→ **Problem**
Exact copies are required of the lines from the line containing "The picture is" through the final line of the listing, both included, and of no other lines.

● ● ● ● ● ● ●

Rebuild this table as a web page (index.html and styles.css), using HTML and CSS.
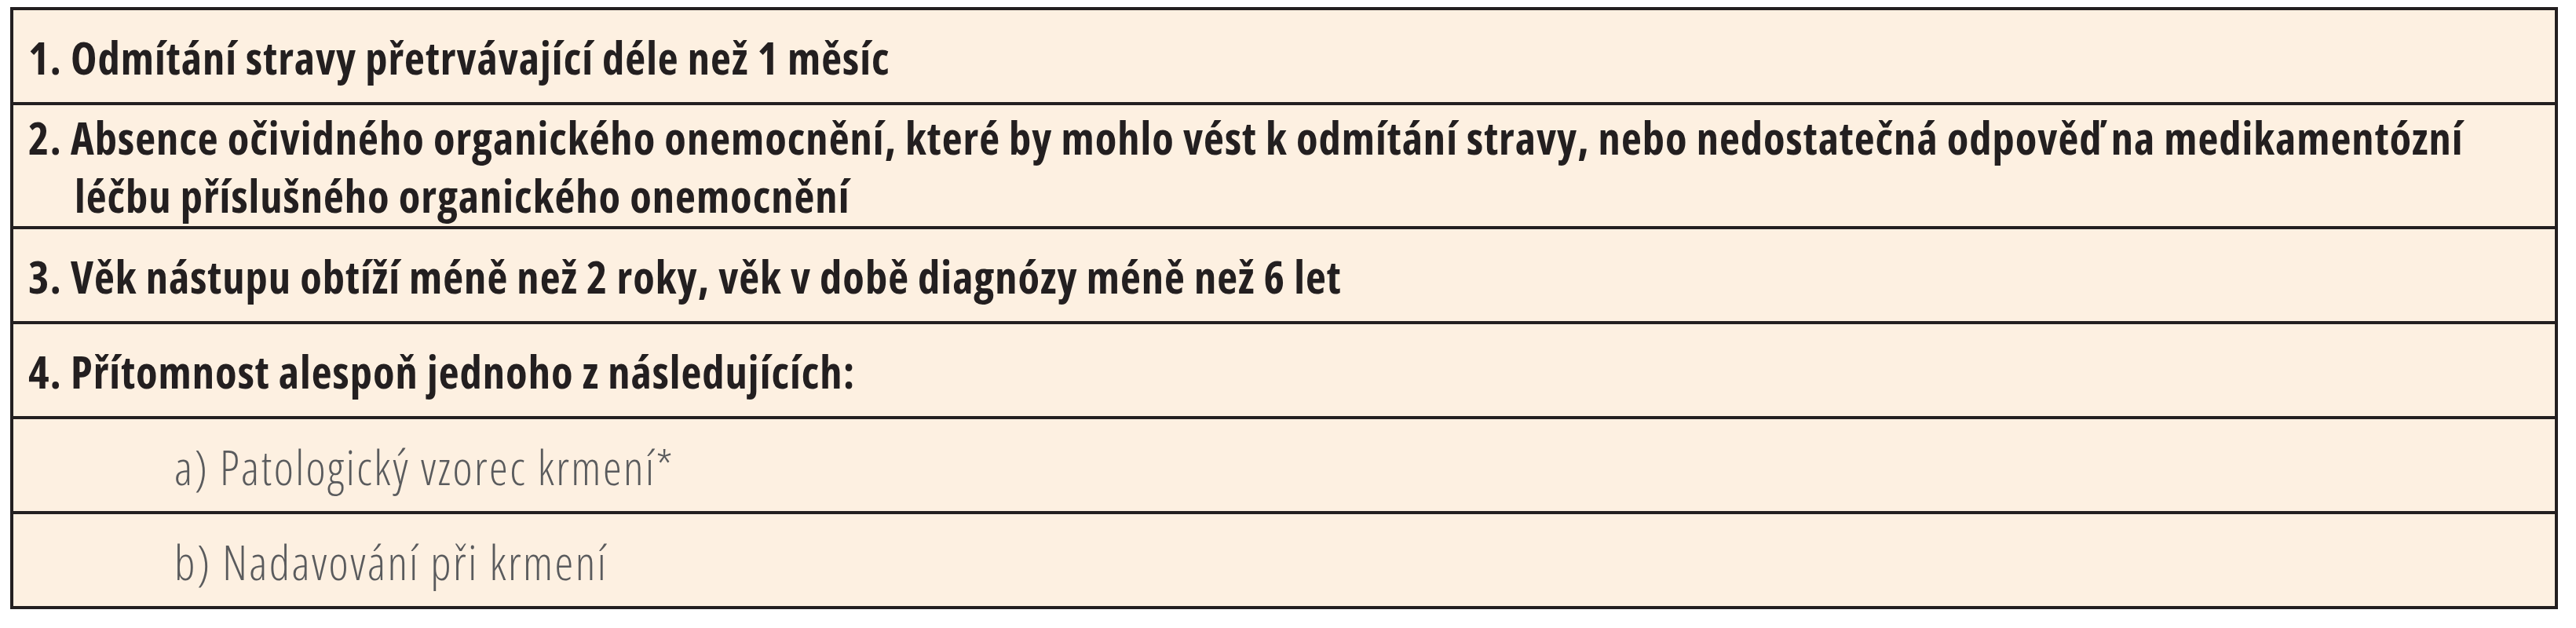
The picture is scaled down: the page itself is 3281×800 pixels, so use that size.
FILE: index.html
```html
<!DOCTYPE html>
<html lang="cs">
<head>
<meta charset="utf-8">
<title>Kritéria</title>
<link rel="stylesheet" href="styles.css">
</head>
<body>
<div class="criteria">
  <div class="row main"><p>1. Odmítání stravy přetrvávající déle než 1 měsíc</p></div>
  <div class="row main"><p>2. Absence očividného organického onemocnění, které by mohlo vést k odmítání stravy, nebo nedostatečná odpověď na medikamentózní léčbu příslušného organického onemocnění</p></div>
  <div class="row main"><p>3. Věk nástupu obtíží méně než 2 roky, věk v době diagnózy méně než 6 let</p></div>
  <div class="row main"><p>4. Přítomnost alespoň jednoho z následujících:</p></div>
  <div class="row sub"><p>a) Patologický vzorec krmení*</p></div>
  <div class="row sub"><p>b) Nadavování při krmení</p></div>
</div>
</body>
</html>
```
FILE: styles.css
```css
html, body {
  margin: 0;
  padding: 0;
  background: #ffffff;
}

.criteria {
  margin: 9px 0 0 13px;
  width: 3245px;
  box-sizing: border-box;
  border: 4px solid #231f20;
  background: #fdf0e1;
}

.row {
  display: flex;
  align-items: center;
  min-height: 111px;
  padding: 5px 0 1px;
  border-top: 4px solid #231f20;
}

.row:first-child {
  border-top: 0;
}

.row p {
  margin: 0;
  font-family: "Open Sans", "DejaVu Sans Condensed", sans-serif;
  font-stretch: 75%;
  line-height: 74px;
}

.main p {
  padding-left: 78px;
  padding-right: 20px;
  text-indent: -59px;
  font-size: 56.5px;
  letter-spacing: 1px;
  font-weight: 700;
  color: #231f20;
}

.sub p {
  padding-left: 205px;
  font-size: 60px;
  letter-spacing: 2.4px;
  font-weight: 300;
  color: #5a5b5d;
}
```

● ● ● ● ● ● ●

→ **In response**
The picture is scaled down: the page itself is 3281×800 pixels, so use that size.
FILE: index.html
```html
<!DOCTYPE html>
<html lang="cs">
<head>
<meta charset="utf-8">
<title>Kritéria</title>
<link rel="stylesheet" href="styles.css">
</head>
<body>
<div class="criteria">
  <div class="row main"><p>1. Odmítání stravy přetrvávající déle než 1 měsíc</p></div>
  <div class="row main"><p>2. Absence očividného organického onemocnění, které by mohlo vést k odmítání stravy, nebo nedostatečná odpověď na medikamentózní léčbu příslušného organického onemocnění</p></div>
  <div class="row main"><p>3. Věk nástupu obtíží méně než 2 roky, věk v době diagnózy méně než 6 let</p></div>
  <div class="row main"><p>4. Přítomnost alespoň jednoho z následujících:</p></div>
  <div class="row sub"><p>a) Patologický vzorec krmení*</p></div>
  <div class="row sub"><p>b) Nadavování při krmení</p></div>
</div>
</body>
</html>
```
FILE: styles.css
```css
html, body {
  margin: 0;
  padding: 0;
  background: #ffffff;
}

.criteria {
  margin: 9px 0 0 13px;
  width: 3245px;
  box-sizing: border-box;
  border: 4px solid #231f20;
  background: #fdf0e1;
}

.row {
  display: flex;
  align-items: center;
  min-height: 111px;
  padding: 5px 0 1px;
  border-top: 4px solid #231f20;
}

.row:first-child {
  border-top: 0;
}

.row p {
  margin: 0;
  font-family: "Open Sans", "DejaVu Sans Condensed", sans-serif;
  font-stretch: 75%;
  line-height: 74px;
}

.main p {
  padding-left: 78px;
  padding-right: 20px;
  text-indent: -59px;
  font-size: 56.5px;
  letter-spacing: 1px;
  font-weight: 700;
  color: #231f20;
}

.sub p {
  padding-left: 205px;
  font-size: 60px;
  letter-spacing: 2.4px;
  font-weight: 300;
  color: #5a5b5d;
}
```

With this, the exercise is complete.